Copy the data exactly as it appears, and do not include any pictures.
-------- DATA EXCERPT
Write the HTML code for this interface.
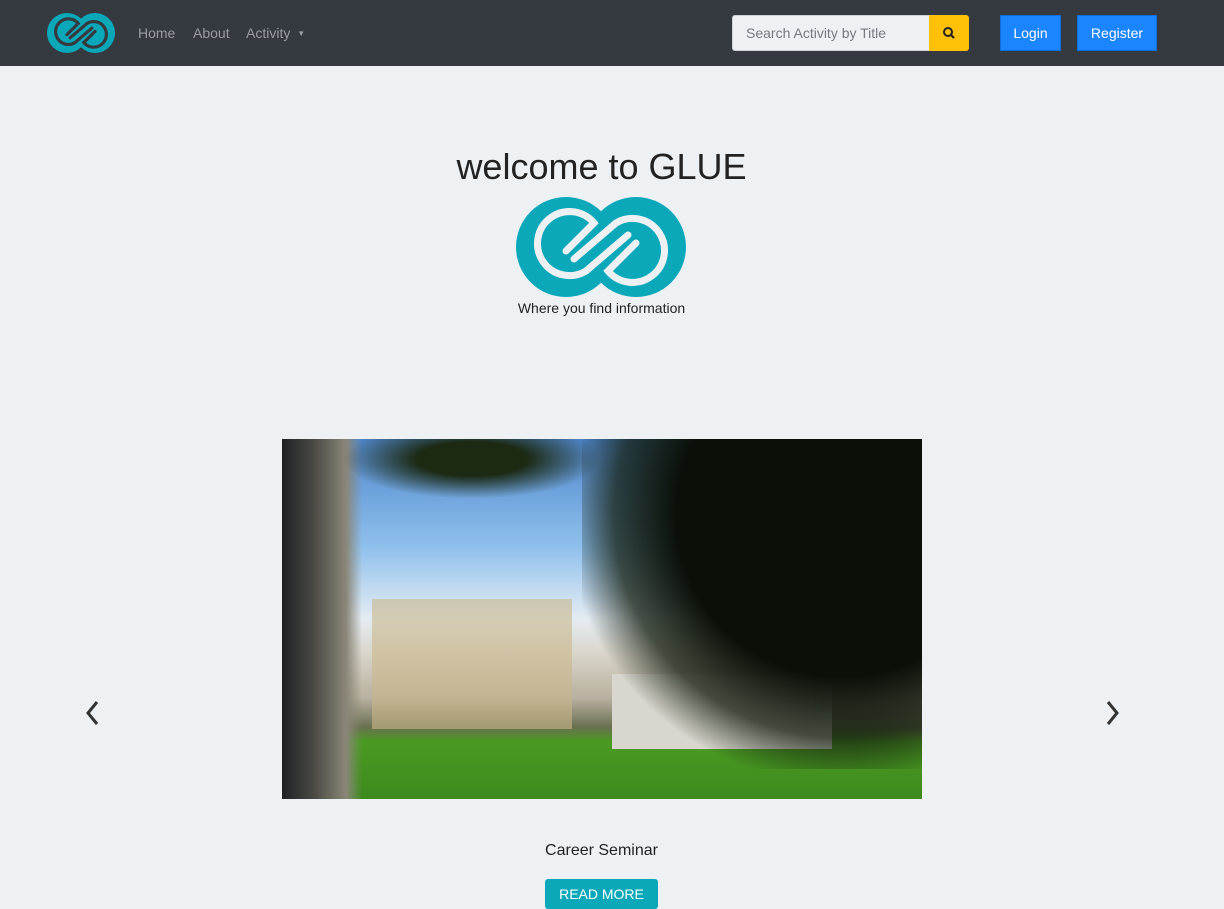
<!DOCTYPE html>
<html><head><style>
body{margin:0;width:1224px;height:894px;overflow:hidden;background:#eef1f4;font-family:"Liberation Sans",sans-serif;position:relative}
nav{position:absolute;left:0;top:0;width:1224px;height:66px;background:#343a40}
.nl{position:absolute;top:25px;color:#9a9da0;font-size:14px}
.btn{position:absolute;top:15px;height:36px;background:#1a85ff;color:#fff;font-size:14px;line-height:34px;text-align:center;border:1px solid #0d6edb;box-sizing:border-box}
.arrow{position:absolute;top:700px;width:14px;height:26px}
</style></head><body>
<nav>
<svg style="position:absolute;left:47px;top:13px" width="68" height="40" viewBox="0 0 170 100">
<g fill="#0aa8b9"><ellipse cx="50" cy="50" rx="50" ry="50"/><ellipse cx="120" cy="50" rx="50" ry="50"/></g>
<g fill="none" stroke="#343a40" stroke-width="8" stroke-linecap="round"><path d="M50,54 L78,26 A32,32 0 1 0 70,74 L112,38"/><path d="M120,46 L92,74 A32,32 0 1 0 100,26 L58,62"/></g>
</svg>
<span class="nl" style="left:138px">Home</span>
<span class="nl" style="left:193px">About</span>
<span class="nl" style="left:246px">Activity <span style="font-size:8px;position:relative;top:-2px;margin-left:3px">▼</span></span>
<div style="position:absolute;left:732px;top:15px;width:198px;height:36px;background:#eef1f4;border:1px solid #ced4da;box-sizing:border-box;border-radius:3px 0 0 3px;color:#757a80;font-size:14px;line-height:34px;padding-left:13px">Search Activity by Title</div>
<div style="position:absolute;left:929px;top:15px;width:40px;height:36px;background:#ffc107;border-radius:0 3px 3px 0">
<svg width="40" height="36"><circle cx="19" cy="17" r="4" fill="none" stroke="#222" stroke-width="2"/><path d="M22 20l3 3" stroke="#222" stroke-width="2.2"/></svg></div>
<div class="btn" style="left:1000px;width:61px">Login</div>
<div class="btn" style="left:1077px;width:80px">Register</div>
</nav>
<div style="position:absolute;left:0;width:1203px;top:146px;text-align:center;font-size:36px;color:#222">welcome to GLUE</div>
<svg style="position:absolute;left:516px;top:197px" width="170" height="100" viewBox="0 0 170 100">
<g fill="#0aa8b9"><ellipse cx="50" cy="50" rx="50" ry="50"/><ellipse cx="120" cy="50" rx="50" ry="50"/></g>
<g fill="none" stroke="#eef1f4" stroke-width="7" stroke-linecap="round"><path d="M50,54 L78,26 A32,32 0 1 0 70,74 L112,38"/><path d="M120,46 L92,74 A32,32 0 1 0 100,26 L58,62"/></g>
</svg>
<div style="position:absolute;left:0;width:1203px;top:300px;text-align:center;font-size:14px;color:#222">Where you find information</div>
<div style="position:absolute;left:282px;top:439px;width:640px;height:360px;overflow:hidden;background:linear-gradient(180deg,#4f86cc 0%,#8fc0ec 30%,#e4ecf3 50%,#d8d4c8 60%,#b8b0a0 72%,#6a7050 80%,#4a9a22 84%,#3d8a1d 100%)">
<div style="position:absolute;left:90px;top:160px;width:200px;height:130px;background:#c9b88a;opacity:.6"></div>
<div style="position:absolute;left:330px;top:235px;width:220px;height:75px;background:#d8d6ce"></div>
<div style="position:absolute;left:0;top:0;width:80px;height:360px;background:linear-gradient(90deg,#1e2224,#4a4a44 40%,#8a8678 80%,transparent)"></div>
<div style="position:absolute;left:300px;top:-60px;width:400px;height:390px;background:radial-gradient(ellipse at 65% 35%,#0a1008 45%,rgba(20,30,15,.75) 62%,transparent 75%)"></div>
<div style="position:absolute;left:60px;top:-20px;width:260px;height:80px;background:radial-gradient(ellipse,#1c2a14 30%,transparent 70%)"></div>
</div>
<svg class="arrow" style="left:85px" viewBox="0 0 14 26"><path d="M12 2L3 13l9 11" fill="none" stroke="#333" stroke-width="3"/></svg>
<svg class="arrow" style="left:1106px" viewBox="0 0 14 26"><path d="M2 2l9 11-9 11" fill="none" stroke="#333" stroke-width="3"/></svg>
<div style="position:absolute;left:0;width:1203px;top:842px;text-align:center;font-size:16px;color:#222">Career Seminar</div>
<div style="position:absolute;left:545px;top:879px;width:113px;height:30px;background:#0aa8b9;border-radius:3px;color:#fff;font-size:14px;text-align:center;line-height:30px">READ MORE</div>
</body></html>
----------------
THE COMPLETED TASK:
Write the HTML code for this interface.
<!DOCTYPE html>
<html><head><style>
body{margin:0;width:1224px;height:894px;overflow:hidden;background:#eef1f4;font-family:"Liberation Sans",sans-serif;position:relative}
nav{position:absolute;left:0;top:0;width:1224px;height:66px;background:#343a40}
.nl{position:absolute;top:25px;color:#9a9da0;font-size:14px}
.btn{position:absolute;top:15px;height:36px;background:#1a85ff;color:#fff;font-size:14px;line-height:34px;text-align:center;border:1px solid #0d6edb;box-sizing:border-box}
.arrow{position:absolute;top:700px;width:14px;height:26px}
</style></head><body>
<nav>
<svg style="position:absolute;left:47px;top:13px" width="68" height="40" viewBox="0 0 170 100">
<g fill="#0aa8b9"><ellipse cx="50" cy="50" rx="50" ry="50"/><ellipse cx="120" cy="50" rx="50" ry="50"/></g>
<g fill="none" stroke="#343a40" stroke-width="8" stroke-linecap="round"><path d="M50,54 L78,26 A32,32 0 1 0 70,74 L112,38"/><path d="M120,46 L92,74 A32,32 0 1 0 100,26 L58,62"/></g>
</svg>
<span class="nl" style="left:138px">Home</span>
<span class="nl" style="left:193px">About</span>
<span class="nl" style="left:246px">Activity <span style="font-size:8px;position:relative;top:-2px;margin-left:3px">▼</span></span>
<div style="position:absolute;left:732px;top:15px;width:198px;height:36px;background:#eef1f4;border:1px solid #ced4da;box-sizing:border-box;border-radius:3px 0 0 3px;color:#757a80;font-size:14px;line-height:34px;padding-left:13px">Search Activity by Title</div>
<div style="position:absolute;left:929px;top:15px;width:40px;height:36px;background:#ffc107;border-radius:0 3px 3px 0">
<svg width="40" height="36"><circle cx="19" cy="17" r="4" fill="none" stroke="#222" stroke-width="2"/><path d="M22 20l3 3" stroke="#222" stroke-width="2.2"/></svg></div>
<div class="btn" style="left:1000px;width:61px">Login</div>
<div class="btn" style="left:1077px;width:80px">Register</div>
</nav>
<div style="position:absolute;left:0;width:1203px;top:146px;text-align:center;font-size:36px;color:#222">welcome to GLUE</div>
<svg style="position:absolute;left:516px;top:197px" width="170" height="100" viewBox="0 0 170 100">
<g fill="#0aa8b9"><ellipse cx="50" cy="50" rx="50" ry="50"/><ellipse cx="120" cy="50" rx="50" ry="50"/></g>
<g fill="none" stroke="#eef1f4" stroke-width="7" stroke-linecap="round"><path d="M50,54 L78,26 A32,32 0 1 0 70,74 L112,38"/><path d="M120,46 L92,74 A32,32 0 1 0 100,26 L58,62"/></g>
</svg>
<div style="position:absolute;left:0;width:1203px;top:300px;text-align:center;font-size:14px;color:#222">Where you find information</div>
<div style="position:absolute;left:282px;top:439px;width:640px;height:360px;overflow:hidden;background:linear-gradient(180deg,#4f86cc 0%,#8fc0ec 30%,#e4ecf3 50%,#d8d4c8 60%,#b8b0a0 72%,#6a7050 80%,#4a9a22 84%,#3d8a1d 100%)">
<div style="position:absolute;left:90px;top:160px;width:200px;height:130px;background:#c9b88a;opacity:.6"></div>
<div style="position:absolute;left:330px;top:235px;width:220px;height:75px;background:#d8d6ce"></div>
<div style="position:absolute;left:0;top:0;width:80px;height:360px;background:linear-gradient(90deg,#1e2224,#4a4a44 40%,#8a8678 80%,transparent)"></div>
<div style="position:absolute;left:300px;top:-60px;width:400px;height:390px;background:radial-gradient(ellipse at 65% 35%,#0a1008 45%,rgba(20,30,15,.75) 62%,transparent 75%)"></div>
<div style="position:absolute;left:60px;top:-20px;width:260px;height:80px;background:radial-gradient(ellipse,#1c2a14 30%,transparent 70%)"></div>
</div>
<svg class="arrow" style="left:85px" viewBox="0 0 14 26"><path d="M12 2L3 13l9 11" fill="none" stroke="#333" stroke-width="3"/></svg>
<svg class="arrow" style="left:1106px" viewBox="0 0 14 26"><path d="M2 2l9 11-9 11" fill="none" stroke="#333" stroke-width="3"/></svg>
<div style="position:absolute;left:0;width:1203px;top:842px;text-align:center;font-size:16px;color:#222">Career Seminar</div>
<div style="position:absolute;left:545px;top:879px;width:113px;height:30px;background:#0aa8b9;border-radius:3px;color:#fff;font-size:14px;text-align:center;line-height:30px">READ MORE</div>
</body></html>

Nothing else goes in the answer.